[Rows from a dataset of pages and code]
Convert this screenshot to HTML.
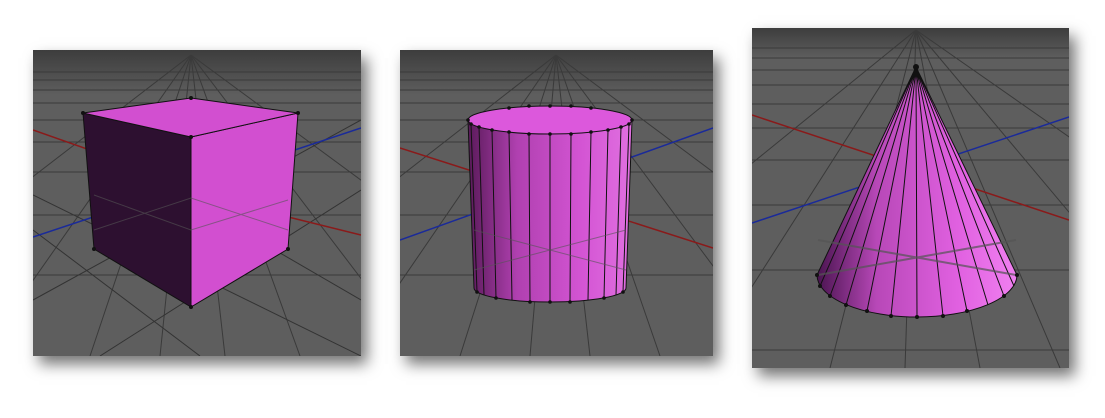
<!DOCTYPE html>
<html><head><meta charset="utf-8"><style>
html,body{margin:0;padding:0;background:#fff;width:1105px;height:418px;overflow:hidden}
.p{position:absolute;background:#5e5e5e;box-shadow:6px 8px 14px rgba(0,0,0,.55)}
svg{position:absolute;left:0;top:0}
</style></head><body>
<div class="p" style="left:33px;top:50px;width:328px;height:306px"></div>
<div class="p" style="left:400px;top:50px;width:313px;height:306px"></div>
<div class="p" style="left:752px;top:28px;width:317px;height:340px"></div>
<svg width="1105" height="418" viewBox="0 0 1105 418">
<defs>
<clipPath id="c1"><rect x="33" y="50" width="328" height="306"/></clipPath>
<clipPath id="c2"><rect x="400" y="50" width="313" height="306"/></clipPath>
<clipPath id="c3"><rect x="752" y="28" width="317" height="340"/></clipPath>
<linearGradient id="sky" x1="0" y1="0" x2="0" y2="1"><stop offset="0" stop-color="#3d3d3d"/><stop offset="1" stop-color="#5e5e5e"/></linearGradient>
<linearGradient id="cyl" x1="0" y1="0" x2="1" y2="0"><stop offset="0" stop-color="#5a1a5a"/><stop offset=".3" stop-color="#b040b0"/><stop offset=".7" stop-color="#d455d4"/><stop offset="1" stop-color="#e070e0"/></linearGradient>
<linearGradient id="cone" x1="0" y1="0" x2="1" y2="0"><stop offset="0" stop-color="#4a1450"/><stop offset=".3" stop-color="#b848b8"/><stop offset=".7" stop-color="#e060e0"/><stop offset="1" stop-color="#f080f0"/></linearGradient>
</defs>
<g stroke="#3a3a3a" stroke-width="1" fill="none">
<g clip-path="url(#c1)">
<rect x="33" y="50" width="328" height="45" fill="url(#sky)" stroke="none"/>
<path d="M33 72H361M33 80H361M33 90H361M33 103H361M33 120H361M33 142H361M33 172H361M33 215H361M33 275H361"/>
<path d="M191 55L-200 356M191 55L-20 356M191 55L90 356M191 55L160 356M191 55L225 356M191 55L300 356M191 55L420 356M191 55L600 356"/>
<path d="M33 195L361 356M33 230L200 356M120 160L361 300M33 300L361 120M100 356L361 190" stroke="#333"/>
<path d="M33 130L260 210M260 210L361 235" stroke="#8a1a1a" stroke-width="1.5"/>
<path d="M33 237L361 128" stroke="#1a2a9a" stroke-width="1.5"/>
</g>
<g clip-path="url(#c2)">
<rect x="400" y="50" width="313" height="45" fill="url(#sky)" stroke="none"/>
<path d="M400 72H713M400 80H713M400 90H713M400 103H713M400 120H713M400 142H713M400 172H713M400 215H713M400 275H713"/>
<path d="M556 55L170 356M556 55L350 356M556 55L460 356M556 55L530 356M556 55L590 356M556 55L660 356M556 55L780 356M556 55L960 356"/>
<path d="M400 148L713 248" stroke="#8a1a1a" stroke-width="1.5"/>
<path d="M400 240L713 128" stroke="#1a2a9a" stroke-width="1.5"/>
</g>
<g clip-path="url(#c3)">
<rect x="752" y="28" width="317" height="30" fill="url(#sky)" stroke="none"/>
<path d="M752 48H1069M752 58H1069M752 70H1069M752 85H1069M752 104H1069M752 128H1069M752 160H1069M752 205H1069M752 270H1069M752 350H1069"/>
<path d="M916 30L500 368M916 30L700 368M916 30L830 368M916 30L905 368M916 30L980 368M916 30L1060 368M916 30L1200 368M916 30L1400 368"/>
<path d="M752 115L1069 220" stroke="#8a1a1a" stroke-width="1.5"/>
<path d="M752 223L1069 117" stroke="#1a2a9a" stroke-width="1.5"/>
</g>
</g>
<!-- cube -->
<polygon points="83,113 191,137 191,307 94,249" fill="#2d1030" stroke="#111" stroke-width="1"/>
<polygon points="191,137 298,113 288,249 191,307" fill="#d24fd0" stroke="#111" stroke-width="1"/>
<polygon points="83,113 191,98 298,113 191,137" fill="#d24fd0" stroke="#111" stroke-width="1"/>
<path d="M94 230L191 198L288 230M94 195L191 230L288 200" stroke="#555" stroke-width="1" fill="none" opacity=".6"/>
<g fill="#111"><circle cx="83" cy="113" r="2"/><circle cx="191" cy="98" r="2"/><circle cx="298" cy="113" r="2"/><circle cx="191" cy="137" r="2"/><circle cx="94" cy="249" r="2"/><circle cx="191" cy="307" r="2"/><circle cx="288" cy="249" r="2"/></g>
<!-- cylinder -->
<path d="M468 120L474 288A76 14 0 0 0 626 288L632 120Z" fill="url(#cyl)" stroke="#111"/>
<g stroke="#111" stroke-width="1">
<path d="M629 124L623 292M621 127L616 295M608 130L604 298M591 132L588 300M571 134L570 302M550 134L550 302M529 134L530 302M509 132L512 300M492 130L496 298M479 127L484 295M471 124L477 292"/>
</g>
<ellipse cx="550" cy="120" rx="82" ry="14" fill="#dc58dc" stroke="#111"/>
<path d="M474 270L626 230M474 230L626 270" stroke="#555" opacity=".6"/>
<g fill="#111"><circle cx="629" cy="124" r="1.8"/><circle cx="621" cy="127" r="1.8"/><circle cx="608" cy="130" r="1.8"/><circle cx="591" cy="132" r="1.8"/><circle cx="571" cy="134" r="1.8"/><circle cx="550" cy="134" r="1.8"/><circle cx="529" cy="134" r="1.8"/><circle cx="509" cy="132" r="1.8"/><circle cx="492" cy="130" r="1.8"/><circle cx="479" cy="127" r="1.8"/><circle cx="471" cy="124" r="1.8"/><circle cx="550" cy="106" r="1.8"/><circle cx="571" cy="106" r="1.8"/><circle cx="529" cy="106" r="1.8"/><circle cx="591" cy="108" r="1.8"/><circle cx="509" cy="108" r="1.8"/><circle cx="632" cy="120" r="1.8"/><circle cx="468" cy="120" r="1.8"/><circle cx="623" cy="292" r="1.8"/><circle cx="604" cy="298" r="1.8"/><circle cx="570" cy="302" r="1.8"/><circle cx="550" cy="302" r="1.8"/><circle cx="530" cy="302" r="1.8"/><circle cx="496" cy="298" r="1.8"/><circle cx="477" cy="292" r="1.8"/></g>
<!-- cone -->
<path d="M916 67L817 275A100 42 0 0 0 1017 275Z" fill="url(#cone)" stroke="#111"/>
<path stroke="#111" stroke-width="1" d="M916 67L1014 286M916 67L1004 296M916 67L988 305M916 67L967 311M916 67L943 316M916 67L917 317M916 67L891 316M916 67L867 311M916 67L846 305M916 67L830 296M916 67L820 286"/>
<path d="M818 275L1016 240M818 240L1016 275" stroke="#555" stroke-width="2" opacity=".7"/>
<g fill="#111"><circle cx="916" cy="67" r="3"/><circle cx="1017" cy="275" r="2"/><circle cx="1004" cy="296" r="2"/><circle cx="967" cy="311" r="2"/><circle cx="943" cy="316" r="2"/><circle cx="917" cy="317" r="2"/><circle cx="891" cy="316" r="2"/><circle cx="867" cy="311" r="2"/><circle cx="846" cy="305" r="2"/><circle cx="830" cy="296" r="2"/><circle cx="820" cy="286" r="2"/><circle cx="817" cy="275" r="2"/></g>
</svg>
</body></html>
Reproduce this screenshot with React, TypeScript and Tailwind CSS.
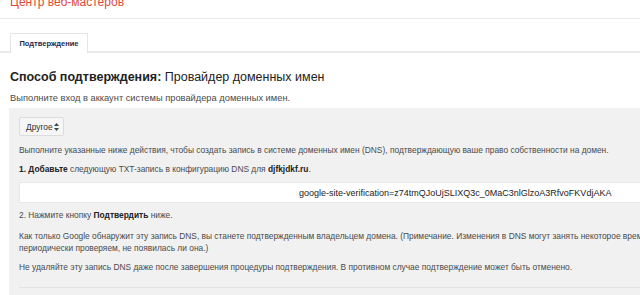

• [EXERCISE DIRECTIONS]: Output, exactly, all the records above; include no pictures.

• [CORRECT OUTPUT]:
Convert this screenshot to HTML.
<!DOCTYPE html>
<html><head><meta charset="utf-8"><style>
html,body{margin:0;padding:0;background:#fff;width:1105px;height:418px;overflow:hidden}
.p{position:absolute;background:#5e5e5e;box-shadow:6px 8px 14px rgba(0,0,0,.55)}
svg{position:absolute;left:0;top:0}
</style></head><body>
<div class="p" style="left:33px;top:50px;width:328px;height:306px"></div>
<div class="p" style="left:400px;top:50px;width:313px;height:306px"></div>
<div class="p" style="left:752px;top:28px;width:317px;height:340px"></div>
<svg width="1105" height="418" viewBox="0 0 1105 418">
<defs>
<clipPath id="c1"><rect x="33" y="50" width="328" height="306"/></clipPath>
<clipPath id="c2"><rect x="400" y="50" width="313" height="306"/></clipPath>
<clipPath id="c3"><rect x="752" y="28" width="317" height="340"/></clipPath>
<linearGradient id="sky" x1="0" y1="0" x2="0" y2="1"><stop offset="0" stop-color="#3d3d3d"/><stop offset="1" stop-color="#5e5e5e"/></linearGradient>
<linearGradient id="cyl" x1="0" y1="0" x2="1" y2="0"><stop offset="0" stop-color="#5a1a5a"/><stop offset=".3" stop-color="#b040b0"/><stop offset=".7" stop-color="#d455d4"/><stop offset="1" stop-color="#e070e0"/></linearGradient>
<linearGradient id="cone" x1="0" y1="0" x2="1" y2="0"><stop offset="0" stop-color="#4a1450"/><stop offset=".3" stop-color="#b848b8"/><stop offset=".7" stop-color="#e060e0"/><stop offset="1" stop-color="#f080f0"/></linearGradient>
</defs>
<g stroke="#3a3a3a" stroke-width="1" fill="none">
<g clip-path="url(#c1)">
<rect x="33" y="50" width="328" height="45" fill="url(#sky)" stroke="none"/>
<path d="M33 72H361M33 80H361M33 90H361M33 103H361M33 120H361M33 142H361M33 172H361M33 215H361M33 275H361"/>
<path d="M191 55L-200 356M191 55L-20 356M191 55L90 356M191 55L160 356M191 55L225 356M191 55L300 356M191 55L420 356M191 55L600 356"/>
<path d="M33 195L361 356M33 230L200 356M120 160L361 300M33 300L361 120M100 356L361 190" stroke="#333"/>
<path d="M33 130L260 210M260 210L361 235" stroke="#8a1a1a" stroke-width="1.5"/>
<path d="M33 237L361 128" stroke="#1a2a9a" stroke-width="1.5"/>
</g>
<g clip-path="url(#c2)">
<rect x="400" y="50" width="313" height="45" fill="url(#sky)" stroke="none"/>
<path d="M400 72H713M400 80H713M400 90H713M400 103H713M400 120H713M400 142H713M400 172H713M400 215H713M400 275H713"/>
<path d="M556 55L170 356M556 55L350 356M556 55L460 356M556 55L530 356M556 55L590 356M556 55L660 356M556 55L780 356M556 55L960 356"/>
<path d="M400 148L713 248" stroke="#8a1a1a" stroke-width="1.5"/>
<path d="M400 240L713 128" stroke="#1a2a9a" stroke-width="1.5"/>
</g>
<g clip-path="url(#c3)">
<rect x="752" y="28" width="317" height="30" fill="url(#sky)" stroke="none"/>
<path d="M752 48H1069M752 58H1069M752 70H1069M752 85H1069M752 104H1069M752 128H1069M752 160H1069M752 205H1069M752 270H1069M752 350H1069"/>
<path d="M916 30L500 368M916 30L700 368M916 30L830 368M916 30L905 368M916 30L980 368M916 30L1060 368M916 30L1200 368M916 30L1400 368"/>
<path d="M752 115L1069 220" stroke="#8a1a1a" stroke-width="1.5"/>
<path d="M752 223L1069 117" stroke="#1a2a9a" stroke-width="1.5"/>
</g>
</g>
<!-- cube -->
<polygon points="83,113 191,137 191,307 94,249" fill="#2d1030" stroke="#111" stroke-width="1"/>
<polygon points="191,137 298,113 288,249 191,307" fill="#d24fd0" stroke="#111" stroke-width="1"/>
<polygon points="83,113 191,98 298,113 191,137" fill="#d24fd0" stroke="#111" stroke-width="1"/>
<path d="M94 230L191 198L288 230M94 195L191 230L288 200" stroke="#555" stroke-width="1" fill="none" opacity=".6"/>
<g fill="#111"><circle cx="83" cy="113" r="2"/><circle cx="191" cy="98" r="2"/><circle cx="298" cy="113" r="2"/><circle cx="191" cy="137" r="2"/><circle cx="94" cy="249" r="2"/><circle cx="191" cy="307" r="2"/><circle cx="288" cy="249" r="2"/></g>
<!-- cylinder -->
<path d="M468 120L474 288A76 14 0 0 0 626 288L632 120Z" fill="url(#cyl)" stroke="#111"/>
<g stroke="#111" stroke-width="1">
<path d="M629 124L623 292M621 127L616 295M608 130L604 298M591 132L588 300M571 134L570 302M550 134L550 302M529 134L530 302M509 132L512 300M492 130L496 298M479 127L484 295M471 124L477 292"/>
</g>
<ellipse cx="550" cy="120" rx="82" ry="14" fill="#dc58dc" stroke="#111"/>
<path d="M474 270L626 230M474 230L626 270" stroke="#555" opacity=".6"/>
<g fill="#111"><circle cx="629" cy="124" r="1.8"/><circle cx="621" cy="127" r="1.8"/><circle cx="608" cy="130" r="1.8"/><circle cx="591" cy="132" r="1.8"/><circle cx="571" cy="134" r="1.8"/><circle cx="550" cy="134" r="1.8"/><circle cx="529" cy="134" r="1.8"/><circle cx="509" cy="132" r="1.8"/><circle cx="492" cy="130" r="1.8"/><circle cx="479" cy="127" r="1.8"/><circle cx="471" cy="124" r="1.8"/><circle cx="550" cy="106" r="1.8"/><circle cx="571" cy="106" r="1.8"/><circle cx="529" cy="106" r="1.8"/><circle cx="591" cy="108" r="1.8"/><circle cx="509" cy="108" r="1.8"/><circle cx="632" cy="120" r="1.8"/><circle cx="468" cy="120" r="1.8"/><circle cx="623" cy="292" r="1.8"/><circle cx="604" cy="298" r="1.8"/><circle cx="570" cy="302" r="1.8"/><circle cx="550" cy="302" r="1.8"/><circle cx="530" cy="302" r="1.8"/><circle cx="496" cy="298" r="1.8"/><circle cx="477" cy="292" r="1.8"/></g>
<!-- cone -->
<path d="M916 67L817 275A100 42 0 0 0 1017 275Z" fill="url(#cone)" stroke="#111"/>
<path stroke="#111" stroke-width="1" d="M916 67L1014 286M916 67L1004 296M916 67L988 305M916 67L967 311M916 67L943 316M916 67L917 317M916 67L891 316M916 67L867 311M916 67L846 305M916 67L830 296M916 67L820 286"/>
<path d="M818 275L1016 240M818 240L1016 275" stroke="#555" stroke-width="2" opacity=".7"/>
<g fill="#111"><circle cx="916" cy="67" r="3"/><circle cx="1017" cy="275" r="2"/><circle cx="1004" cy="296" r="2"/><circle cx="967" cy="311" r="2"/><circle cx="943" cy="316" r="2"/><circle cx="917" cy="317" r="2"/><circle cx="891" cy="316" r="2"/><circle cx="867" cy="311" r="2"/><circle cx="846" cy="305" r="2"/><circle cx="830" cy="296" r="2"/><circle cx="820" cy="286" r="2"/><circle cx="817" cy="275" r="2"/></g>
</svg>
</body></html>
Reproduce this screenshot with React, TypeScript and Tailwind CSS.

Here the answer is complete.